J'ai vu, en Albanie, des centaines de maisons dont deux des quatre pieds avaient été dynamités.

2011 Ksamil, Albanie


C'est très efficace ! Le constructeur dont on veut se débarrasser, soit pour n'avoir pas réussi à le racketter, soit pour favoriser la mafia locale, perd non seulement sa maison, mais également son terrain, qu'il ne peut plus utiliser. Et avec seulement deux charges d'explosifs, le résultat est garanti.

Ksamil, Albanie, hôtel autour duquel toutes les maisons ont été dynamitées

Ksamil, Albanie - Immeubles dont les fondations ont été dynamitées


Au-dessus du corps, il y a l'intelligence. Au-dessus de l'intelligence, il y a l'âme. On peut briser les corps. On peut pervertir les intelligences. On ne peut rien contre l'âme d'un peuple (C. Chardaloupas, Gallipoli et sa presqu'ile, DEA histoire et civilisation grecques, 1994, p. 5).
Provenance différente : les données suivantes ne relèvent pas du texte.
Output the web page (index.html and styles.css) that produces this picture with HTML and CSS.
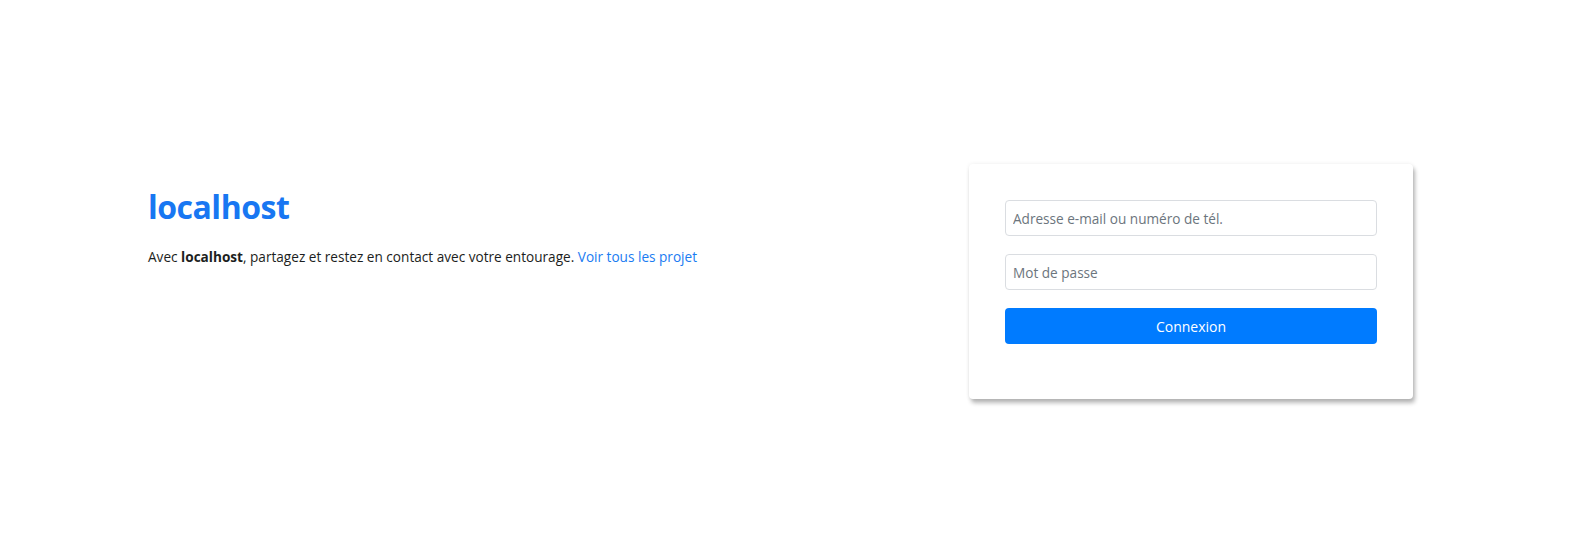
FILE: index.html
```html
<!DOCTYPE html>
<html lang="fr">
<head>
<meta charset="utf-8">
<title>localhost</title>
<link rel="stylesheet" href="styles.css">
</head>
<body>
<main class="page">
  <section class="intro">
    <h1 class="brand">localhost</h1>
    <p class="tagline">Avec <strong>localhost</strong>, partagez et restez en contact avec votre entourage. <a href="#" class="link">Voir tous les projet</a></p>
  </section>
  <section class="card">
    <form class="login">
      <input class="field" type="text" placeholder="Adresse e-mail ou numéro de tél.">
      <input class="field" type="password" placeholder="Mot de passe">
      <button class="btn" type="button">Connexion</button>
    </form>
  </section>
</main>
</body>
</html>
```
FILE: styles.css
```css
html, body {
  margin: 0;
  padding: 0;
  background: #fff;
}
body {
  font-family: "Open Sans", "Noto Sans", sans-serif;
  color: #1c1e21;
  min-height: 100vh;
}
.page {
  display: flex;
  justify-content: space-between;
  align-items: flex-start;
  padding: 164px 161px 140px 148px;
}
.intro {
  padding-top: 25px;
}
.brand {
  margin: 0;
  font-size: 32px;
  font-weight: 700;
  line-height: 36px;
  color: #1877f2;
  letter-spacing: -0.5px;
}
.tagline {
  margin: 22px 0 0;
  font-size: 13.6px;
  line-height: 20px;
  color: #1c1e21;
}
.tagline strong {
  font-weight: 700;
}
.link {
  color: #1a7cf2;
  text-decoration: none;
}
.card {
  width: 444px;
  box-sizing: border-box;
  padding: 36px 36px 55px;
  background: #fff;
  border-radius: 4px;
  box-shadow: 0 0 4px rgba(0,0,0,0.07), 2px 4px 4px rgba(0,0,0,0.28);
}
.login {
  display: flex;
  flex-direction: column;
  gap: 18px;
}
.field {
  height: 36px;
  box-sizing: border-box;
  width: 100%;
  padding: 0 7px;
  border: 1px solid #dadde1;
  border-radius: 4px;
  font-family: inherit;
  font-size: 13.6px;
  color: #333;
}
.field::placeholder {
  color: #6c757d;
}
.btn {
  height: 36px;
  width: 100%;
  border: none;
  border-radius: 4px;
  background: #007bff;
  color: #fff;
  font-family: inherit;
  font-size: 14px;
}
```
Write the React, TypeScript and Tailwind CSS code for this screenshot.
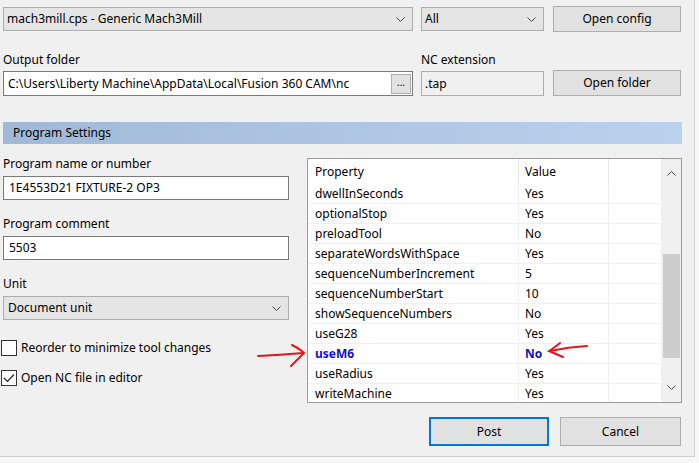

Alors, pour que ces tensions ethniques, culturelles et historiques ne dégénèrent pas en autant de nouvelles guerres civiles, il me semble important, en tout premier lieu, que les gouvernements des pays concernés veillent au bien-être de leurs populations. Même lorsqu'elles sont minoritaires ; même lorsque cela va à l'encontre des intérêts des mafias que ces gouvernement soutiennent ou tolèrent. Car ce n'est jamais en des temps de paix et de prospérité que les revendications nationalistes sont exacerbées.